FJ: There is a lot of
attention these days on molecular gastronomy and these new ways of cooking and
creating textures. Some European restaurants were really at the forefront, like
elBulli for example. There are some people who worry that because of that, some
just starting to learn might put too much emphasis on those new techniques. Do
you feel that there is a potential risk for those who worry more about that
style of cooking rather than focusing on learning the basics?

JA: In my kitchen
I have rules: the first is that flavor is the most important thing, and second
that the techniques we use are in service of the product. As is the case in any
area, in the kitchen it’s very important that you have a clear understanding of
the basics. Without that knowledge you won’t get anything done. I do believe
that scientific study in the kitchen has already opened, and will continue to
open doors to some very interesting new methods. That being said, though, it
needs to be done from the perspective of the technique used being in service of
the product.

FJ: As mentioned,
dedicating your life to cooking obviously brings with it a lot of time cooking,
eating, and being around food. Do you have a personal memory related to food
that you’d like to share?

JA: My life is
cooking.
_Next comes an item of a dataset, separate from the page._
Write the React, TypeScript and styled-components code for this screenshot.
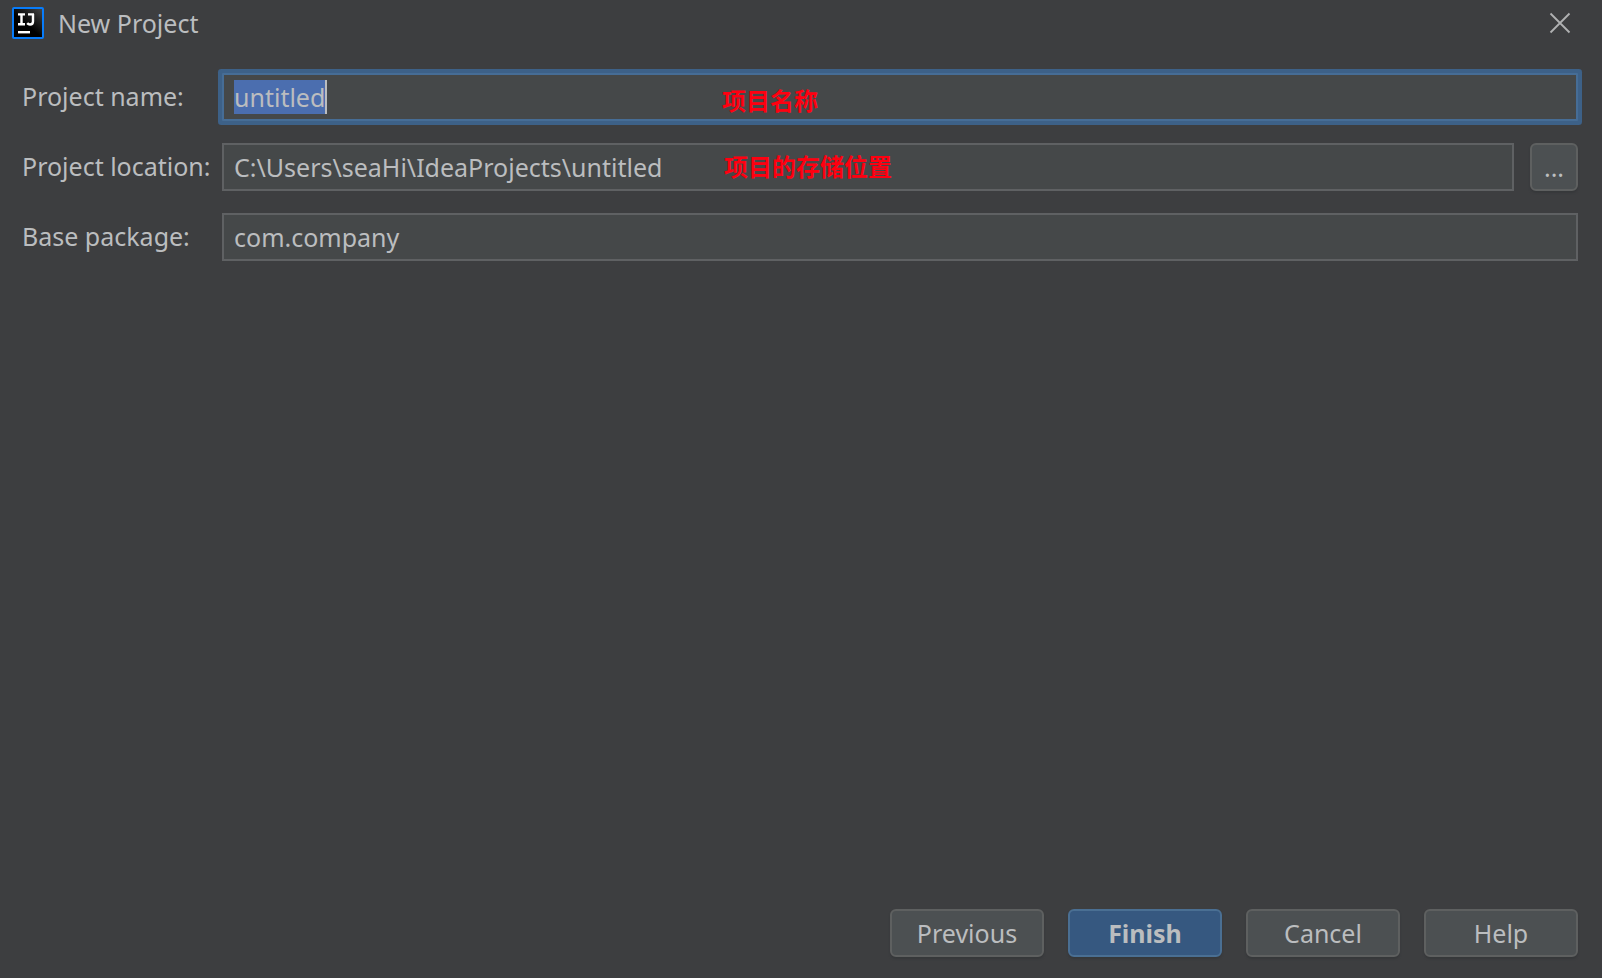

Because of that, many of my memories are tied to tastes. I was born
and raised in Cascais, near the sea. The memory of being that close to the sea
is very strong and is really a part of me, it defines me. I truly love cooking
fish and seafood, and let me say that I believe that in Portugal we have the
best that the sea has to offer in the world. I love creating dishes with the
taste of the sea. At Belcanto, we use algae codium, which has a very strong
taste of the sea. I loved eating it on the beach at Guincho.